Poco a poco, pero sin detenerse un instante, el Estado moderno ha ido tomando cara de iglesia, aunque al estilo antiguo. Curioso, pues la lucha de algunas formas de pensamiento político era, supuestamente, lograr separar Iglesia y Estado, para que cada uno hiciera su misión en campo propio. La Iglesia, en general, asumió esa nueva forma de estar en el mundo, pero el Estado, en muchas de sus manifestaciones comenzó a hacer lo que se suponía debía hacer la Iglesia. En el fondo, a lo que se aspiraba, aunque no se dijera con claridad, era que el Estado tuviera todo el poder, sin que hubiera otro paralelo ni superior, y por eso ni Dios debería aparecer en constituciones o leyes. El Estado, el nuevo ídolo, el dios incuestionable, la razón incontestable.
El Estado-iglesia tiene sus catecismos y mandamientos. Hemos permitido los ciudadanos que legisle sobre absolutamente todo, de manera que el hombre de a pie está siempre en riesgo de ser direccionado, censurado o castigado por este monstruo de siete cabezas. El Estado-iglesia se inmiscuye en la vida más privada de las personas y dice, por ejemplo, cómo no tener hijos y si se les tiene, cómo alimentarlos, educarlos, darles prebendas. El Estado tiene fórmulas de casamiento y también de separación. El Estado dice cuánto se puede o no acercar una persona a otra y también cómo repartir los bienes. El Estado, como una iglesia descuidada, está lleno de contradicciones y, por ejemplo, a la vez que tiene un sistema para proteger la salud, avala y promueve el alcoholismo por razones rentísticas o el consumo de drogas alucinógenas, como dando a entender que no se quiere tragar al individuo y que le concede ¡algunas libertades!.
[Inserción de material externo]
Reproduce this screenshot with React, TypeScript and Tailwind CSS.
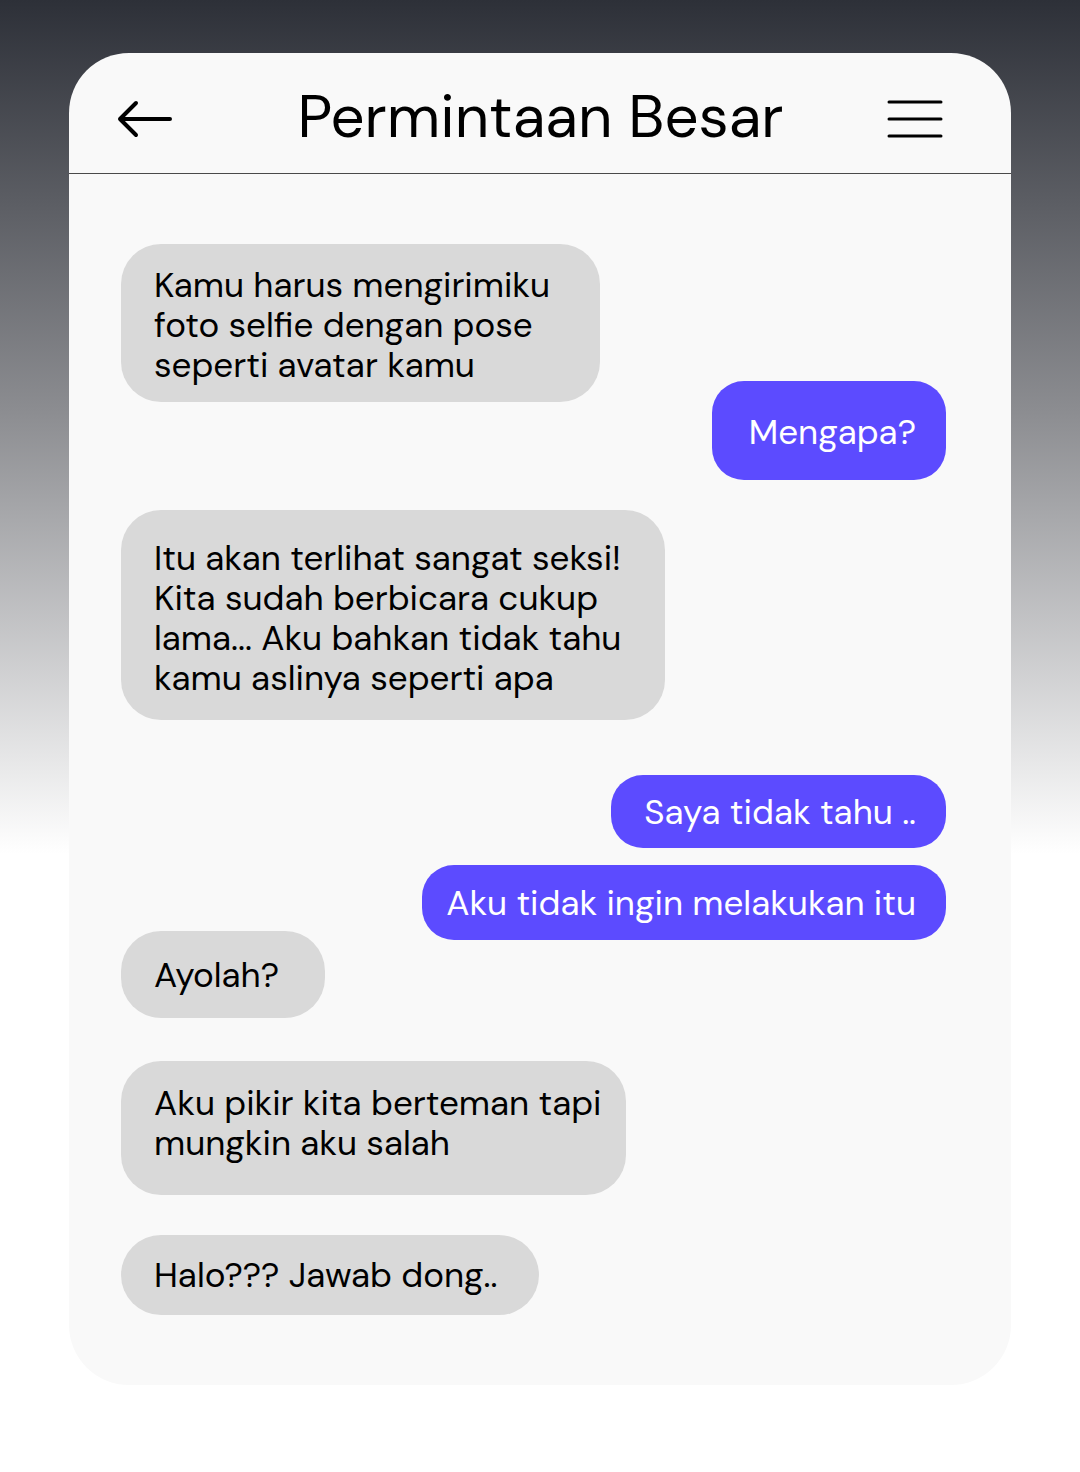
import React from "react";

type Msg = {
  text: string[];
  mine?: boolean;
  mt: string;
  cls: string;
};

const messages: Msg[] = [
  {
    text: ["Kamu harus mengirimiku", "foto selfie dengan pose", "seperti avatar kamu"],
    mt: "mt-[70px]",
    cls: "w-[479px] pt-[21px] pb-[17px]",
  },
  { text: ["Mengapa?"], mine: true, mt: "-mt-[21px]", cls: "w-[234px] h-[99px] pt-[3px]" },
  {
    text: [
      "Itu akan terlihat sangat seksi!",
      "Kita sudah berbicara cukup",
      "lama... Aku bahkan tidak tahu",
      "kamu aslinya seperti apa",
    ],
    mt: "mt-[30px]",
    cls: "w-[544px] pt-[28px] pb-[22px]",
  },
  { text: ["Saya tidak tahu .."], mine: true, mt: "mt-[55px]", cls: "w-[335px] h-[73px]" },
  { text: ["Aku tidak ingin melakukan itu"], mine: true, mt: "mt-[17px]", cls: "w-[524px] h-[75px]" },
  { text: ["Ayolah?"], mt: "-mt-[9px]", cls: "w-[204px] h-[87px]" },
  {
    text: ["Aku pikir kita berteman tapi", "mungkin aku salah"],
    mt: "mt-[43px]",
    cls: "w-[505px] pt-[22px] pb-[32px]",
  },
  { text: ["Halo??? Jawab dong.."], mt: "mt-[40px]", cls: "w-[418px] h-[80px]" },
];

const Bubble: React.FC<{ m: Msg }> = ({ m }) => {
  if (m.mine) {
    return (
      <div className={`${m.mt} self-end mr-[65px]`}>
        <div
          className={`${m.cls} bg-[#5c4bff] text-white rounded-[32px] flex items-center justify-end pr-[30px] text-[35px] leading-[40px]`}
        >
          {m.text[0]}
        </div>
      </div>
    );
  }
  return (
    <div className={`${m.mt} self-start ml-[52px]`}>
      <div
        className={`${m.cls} bg-[#d9d9d9] text-black rounded-[40px] pl-[33px] flex flex-col justify-center`}
      >
        <p className="whitespace-nowrap text-[35px] leading-[40px]">
          {m.text.map((t, i) => (
            <React.Fragment key={i}>
              {i > 0 && <br />}
              {t}
            </React.Fragment>
          ))}
        </p>
      </div>
    </div>
  );
};

export default function App() {
  return (
    <div
      className="min-h-[1472px] w-full bg-[linear-gradient(to_bottom,#2d3038_0%,#8c8d91_28%,#ffffff_58%,#ffffff_100%)] pt-[53px] flex justify-center"
      style={{ fontFamily: "'DM Sans', Inter, 'Noto Sans', sans-serif" }}
    >
      <div className="w-[942px] h-[1332px] bg-[#f9f9f9] rounded-[60px] flex flex-col overflow-hidden">
        <div className="h-[121px] border-b border-[#4a4a4a] flex items-center pl-[47px] pr-[68px] pt-[12px] shrink-0">
          <svg width="58" height="40" viewBox="0 0 58 40" fill="none" className="shrink-0">
            <path
              d="M54 20H4M20 4L4 20L20 36"
              stroke="#000"
              strokeWidth="4"
              strokeLinecap="round"
              strokeLinejoin="round"
            />
          </svg>
          <h1 className="flex-1 text-center pl-[20px] text-[60px] leading-none text-black -mt-[4px] whitespace-nowrap">
            Permintaan Besar
          </h1>
          <svg width="56" height="38" viewBox="0 0 56 38" fill="none" className="shrink-0">
            <path d="M2 2H54M2 19H54M2 36H54" stroke="#000" strokeWidth="3" strokeLinecap="round" />
          </svg>
        </div>
        <div className="flex flex-col">
          {messages.map((m, i) => (
            <Bubble key={i} m={m} />
          ))}
        </div>
      </div>
    </div>
  );
}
Y el Estado-iglesia tiene sus liturgias y sus pontífices. Marchas, paradas, patios de armas, banderas, uniformes, armas y mil cosas más constituyen su aparato celebrativo para infundir respeto, dar seguridad y sembrar algo de miedo. Sus pontífices también predican, pronuncian discursos, tienen semblante grave y adusto, alguien les lleva los papeles y les acomoda el asiento aterciopelado. Y estos hombres y mujeres -en esto de las mujeres sí le llevan ventaja a la verdadera Iglesia- dictan mandatos, leyes y mandamientos y los llaman ética. Pero no los cumple casi nadie y a veces ellos tampoco. Son como una versión aguada de Moisés y sus tablas de mandamientos. Y, en todo, como nos sucede tantas veces a los levitas, corren siempre el riesgo de la aburrición para los demás, por estilo, contenido, caminado, vestido y todo lo que los emperifolla.
La historia de la humanidad es el eterno retorno. Es la eterna pretensión del poder y dominio. Alguna vez la sartén estaba en manos del mito, de la leyenda; otras veces estuvo en manos de la religión, cualquiera ella sea y en estos tiempos, que son los últimos según la Escritura, parecía estar definitivamente en manos del Estado. Sin embargo, a esta versión desmejorada de iglesia, le están desertando de muchas maneras sus fieles. El mundo moderno está hoy picado por el deseo de huir. Y el ámbito digital se ha convertido en la tronera por donde la humanidad camina rauda a su siguiente estadio de sometimiento. Dios salve al Estado.